= Written instruction =
Each line should be copied exactly.

= Collected material =
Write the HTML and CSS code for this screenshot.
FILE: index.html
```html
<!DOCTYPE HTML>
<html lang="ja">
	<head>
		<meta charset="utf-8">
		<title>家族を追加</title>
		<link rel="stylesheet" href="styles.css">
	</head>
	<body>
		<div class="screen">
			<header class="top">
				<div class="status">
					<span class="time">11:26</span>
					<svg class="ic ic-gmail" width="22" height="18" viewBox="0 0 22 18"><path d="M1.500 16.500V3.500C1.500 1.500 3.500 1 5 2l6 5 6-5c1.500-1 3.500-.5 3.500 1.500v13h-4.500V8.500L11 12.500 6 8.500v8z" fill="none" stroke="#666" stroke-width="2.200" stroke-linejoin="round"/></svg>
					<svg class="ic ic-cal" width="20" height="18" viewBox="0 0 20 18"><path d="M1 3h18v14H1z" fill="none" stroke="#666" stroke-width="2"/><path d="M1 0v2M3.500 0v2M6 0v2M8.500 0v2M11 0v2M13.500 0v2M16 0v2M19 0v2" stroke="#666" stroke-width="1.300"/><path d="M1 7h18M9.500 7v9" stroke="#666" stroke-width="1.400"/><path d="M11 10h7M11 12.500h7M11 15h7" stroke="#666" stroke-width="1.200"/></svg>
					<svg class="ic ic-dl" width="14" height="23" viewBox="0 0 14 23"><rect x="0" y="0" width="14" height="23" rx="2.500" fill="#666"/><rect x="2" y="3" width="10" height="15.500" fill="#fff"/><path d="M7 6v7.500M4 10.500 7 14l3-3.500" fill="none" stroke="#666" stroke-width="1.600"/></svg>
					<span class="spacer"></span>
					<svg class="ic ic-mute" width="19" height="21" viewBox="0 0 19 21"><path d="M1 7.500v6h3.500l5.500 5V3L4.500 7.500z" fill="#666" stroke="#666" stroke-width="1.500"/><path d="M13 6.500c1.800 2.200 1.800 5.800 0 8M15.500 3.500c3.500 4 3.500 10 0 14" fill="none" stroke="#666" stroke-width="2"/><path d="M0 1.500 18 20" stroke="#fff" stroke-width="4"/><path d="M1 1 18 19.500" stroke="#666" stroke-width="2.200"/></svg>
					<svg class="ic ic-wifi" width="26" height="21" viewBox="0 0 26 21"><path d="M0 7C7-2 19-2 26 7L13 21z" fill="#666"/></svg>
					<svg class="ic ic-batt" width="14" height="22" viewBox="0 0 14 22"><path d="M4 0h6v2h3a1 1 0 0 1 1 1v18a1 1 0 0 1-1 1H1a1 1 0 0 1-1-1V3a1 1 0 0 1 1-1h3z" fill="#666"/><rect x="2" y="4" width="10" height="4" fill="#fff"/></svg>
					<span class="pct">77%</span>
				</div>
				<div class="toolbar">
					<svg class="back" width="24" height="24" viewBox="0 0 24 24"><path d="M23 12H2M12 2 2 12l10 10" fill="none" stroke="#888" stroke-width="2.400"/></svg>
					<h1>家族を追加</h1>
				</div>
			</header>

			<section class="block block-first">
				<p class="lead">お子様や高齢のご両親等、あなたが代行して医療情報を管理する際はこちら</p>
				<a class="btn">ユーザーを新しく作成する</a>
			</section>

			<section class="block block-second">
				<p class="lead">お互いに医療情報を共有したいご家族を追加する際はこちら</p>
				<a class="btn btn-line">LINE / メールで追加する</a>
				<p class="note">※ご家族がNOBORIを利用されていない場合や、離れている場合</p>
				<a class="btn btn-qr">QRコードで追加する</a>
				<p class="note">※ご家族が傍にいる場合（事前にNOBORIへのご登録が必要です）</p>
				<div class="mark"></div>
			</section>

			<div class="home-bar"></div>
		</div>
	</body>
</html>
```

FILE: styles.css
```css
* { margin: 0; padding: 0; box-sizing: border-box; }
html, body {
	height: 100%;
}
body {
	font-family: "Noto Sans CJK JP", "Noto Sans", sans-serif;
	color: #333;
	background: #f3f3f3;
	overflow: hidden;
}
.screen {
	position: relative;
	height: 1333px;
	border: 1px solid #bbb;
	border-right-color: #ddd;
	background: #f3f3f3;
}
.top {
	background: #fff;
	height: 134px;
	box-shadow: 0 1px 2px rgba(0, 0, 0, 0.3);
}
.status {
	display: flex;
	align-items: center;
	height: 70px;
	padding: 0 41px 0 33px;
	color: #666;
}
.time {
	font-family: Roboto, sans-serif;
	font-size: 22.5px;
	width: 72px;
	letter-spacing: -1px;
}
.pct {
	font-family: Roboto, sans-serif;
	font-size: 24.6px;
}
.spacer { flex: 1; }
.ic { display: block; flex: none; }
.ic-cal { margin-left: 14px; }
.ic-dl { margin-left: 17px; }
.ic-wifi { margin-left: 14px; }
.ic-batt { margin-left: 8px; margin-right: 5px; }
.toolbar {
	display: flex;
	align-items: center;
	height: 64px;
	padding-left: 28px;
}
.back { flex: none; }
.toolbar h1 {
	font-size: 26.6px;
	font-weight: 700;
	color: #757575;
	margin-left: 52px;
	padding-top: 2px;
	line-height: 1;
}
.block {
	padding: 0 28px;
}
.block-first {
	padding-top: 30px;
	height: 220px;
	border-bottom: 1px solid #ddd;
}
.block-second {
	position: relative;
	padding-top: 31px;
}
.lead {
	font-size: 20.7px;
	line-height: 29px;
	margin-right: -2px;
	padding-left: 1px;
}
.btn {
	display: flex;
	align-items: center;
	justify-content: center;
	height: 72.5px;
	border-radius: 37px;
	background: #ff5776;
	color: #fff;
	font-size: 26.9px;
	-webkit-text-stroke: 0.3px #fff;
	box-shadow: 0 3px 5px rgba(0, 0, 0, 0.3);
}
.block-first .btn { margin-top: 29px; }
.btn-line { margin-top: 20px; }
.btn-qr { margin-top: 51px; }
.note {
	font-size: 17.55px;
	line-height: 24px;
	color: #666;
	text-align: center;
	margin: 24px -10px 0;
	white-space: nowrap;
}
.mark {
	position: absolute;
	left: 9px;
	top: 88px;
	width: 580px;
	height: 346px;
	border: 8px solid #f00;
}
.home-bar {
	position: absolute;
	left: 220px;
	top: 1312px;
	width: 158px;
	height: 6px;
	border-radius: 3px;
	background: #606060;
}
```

= Result =
Write the HTML and CSS code for this screenshot.
FILE: index.html
```html
<!DOCTYPE HTML>
<html lang="ja">
	<head>
		<meta charset="utf-8">
		<title>家族を追加</title>
		<link rel="stylesheet" href="styles.css">
	</head>
	<body>
		<div class="screen">
			<header class="top">
				<div class="status">
					<span class="time">11:26</span>
					<svg class="ic ic-gmail" width="22" height="18" viewBox="0 0 22 18"><path d="M1.500 16.500V3.500C1.500 1.500 3.500 1 5 2l6 5 6-5c1.500-1 3.500-.5 3.500 1.500v13h-4.500V8.500L11 12.500 6 8.500v8z" fill="none" stroke="#666" stroke-width="2.200" stroke-linejoin="round"/></svg>
					<svg class="ic ic-cal" width="20" height="18" viewBox="0 0 20 18"><path d="M1 3h18v14H1z" fill="none" stroke="#666" stroke-width="2"/><path d="M1 0v2M3.500 0v2M6 0v2M8.500 0v2M11 0v2M13.500 0v2M16 0v2M19 0v2" stroke="#666" stroke-width="1.300"/><path d="M1 7h18M9.500 7v9" stroke="#666" stroke-width="1.400"/><path d="M11 10h7M11 12.500h7M11 15h7" stroke="#666" stroke-width="1.200"/></svg>
					<svg class="ic ic-dl" width="14" height="23" viewBox="0 0 14 23"><rect x="0" y="0" width="14" height="23" rx="2.500" fill="#666"/><rect x="2" y="3" width="10" height="15.500" fill="#fff"/><path d="M7 6v7.500M4 10.500 7 14l3-3.500" fill="none" stroke="#666" stroke-width="1.600"/></svg>
					<span class="spacer"></span>
					<svg class="ic ic-mute" width="19" height="21" viewBox="0 0 19 21"><path d="M1 7.500v6h3.500l5.500 5V3L4.500 7.500z" fill="#666" stroke="#666" stroke-width="1.500"/><path d="M13 6.500c1.800 2.200 1.800 5.800 0 8M15.500 3.500c3.500 4 3.500 10 0 14" fill="none" stroke="#666" stroke-width="2"/><path d="M0 1.500 18 20" stroke="#fff" stroke-width="4"/><path d="M1 1 18 19.500" stroke="#666" stroke-width="2.200"/></svg>
					<svg class="ic ic-wifi" width="26" height="21" viewBox="0 0 26 21"><path d="M0 7C7-2 19-2 26 7L13 21z" fill="#666"/></svg>
					<svg class="ic ic-batt" width="14" height="22" viewBox="0 0 14 22"><path d="M4 0h6v2h3a1 1 0 0 1 1 1v18a1 1 0 0 1-1 1H1a1 1 0 0 1-1-1V3a1 1 0 0 1 1-1h3z" fill="#666"/><rect x="2" y="4" width="10" height="4" fill="#fff"/></svg>
					<span class="pct">77%</span>
				</div>
				<div class="toolbar">
					<svg class="back" width="24" height="24" viewBox="0 0 24 24"><path d="M23 12H2M12 2 2 12l10 10" fill="none" stroke="#888" stroke-width="2.400"/></svg>
					<h1>家族を追加</h1>
				</div>
			</header>

			<section class="block block-first">
				<p class="lead">お子様や高齢のご両親等、あなたが代行して医療情報を管理する際はこちら</p>
				<a class="btn">ユーザーを新しく作成する</a>
			</section>

			<section class="block block-second">
				<p class="lead">お互いに医療情報を共有したいご家族を追加する際はこちら</p>
				<a class="btn btn-line">LINE / メールで追加する</a>
				<p class="note">※ご家族がNOBORIを利用されていない場合や、離れている場合</p>
				<a class="btn btn-qr">QRコードで追加する</a>
				<p class="note">※ご家族が傍にいる場合（事前にNOBORIへのご登録が必要です）</p>
				<div class="mark"></div>
			</section>

			<div class="home-bar"></div>
		</div>
	</body>
</html>
```

FILE: styles.css
```css
* { margin: 0; padding: 0; box-sizing: border-box; }
html, body {
	height: 100%;
}
body {
	font-family: "Noto Sans CJK JP", "Noto Sans", sans-serif;
	color: #333;
	background: #f3f3f3;
	overflow: hidden;
}
.screen {
	position: relative;
	height: 1333px;
	border: 1px solid #bbb;
	border-right-color: #ddd;
	background: #f3f3f3;
}
.top {
	background: #fff;
	height: 134px;
	box-shadow: 0 1px 2px rgba(0, 0, 0, 0.3);
}
.status {
	display: flex;
	align-items: center;
	height: 70px;
	padding: 0 41px 0 33px;
	color: #666;
}
.time {
	font-family: Roboto, sans-serif;
	font-size: 22.5px;
	width: 72px;
	letter-spacing: -1px;
}
.pct {
	font-family: Roboto, sans-serif;
	font-size: 24.6px;
}
.spacer { flex: 1; }
.ic { display: block; flex: none; }
.ic-cal { margin-left: 14px; }
.ic-dl { margin-left: 17px; }
.ic-wifi { margin-left: 14px; }
.ic-batt { margin-left: 8px; margin-right: 5px; }
.toolbar {
	display: flex;
	align-items: center;
	height: 64px;
	padding-left: 28px;
}
.back { flex: none; }
.toolbar h1 {
	font-size: 26.6px;
	font-weight: 700;
	color: #757575;
	margin-left: 52px;
	padding-top: 2px;
	line-height: 1;
}
.block {
	padding: 0 28px;
}
.block-first {
	padding-top: 30px;
	height: 220px;
	border-bottom: 1px solid #ddd;
}
.block-second {
	position: relative;
	padding-top: 31px;
}
.lead {
	font-size: 20.7px;
	line-height: 29px;
	margin-right: -2px;
	padding-left: 1px;
}
.btn {
	display: flex;
	align-items: center;
	justify-content: center;
	height: 72.5px;
	border-radius: 37px;
	background: #ff5776;
	color: #fff;
	font-size: 26.9px;
	-webkit-text-stroke: 0.3px #fff;
	box-shadow: 0 3px 5px rgba(0, 0, 0, 0.3);
}
.block-first .btn { margin-top: 29px; }
.btn-line { margin-top: 20px; }
.btn-qr { margin-top: 51px; }
.note {
	font-size: 17.55px;
	line-height: 24px;
	color: #666;
	text-align: center;
	margin: 24px -10px 0;
	white-space: nowrap;
}
.mark {
	position: absolute;
	left: 9px;
	top: 88px;
	width: 580px;
	height: 346px;
	border: 8px solid #f00;
}
.home-bar {
	position: absolute;
	left: 220px;
	top: 1312px;
	width: 158px;
	height: 6px;
	border-radius: 3px;
	background: #606060;
}
```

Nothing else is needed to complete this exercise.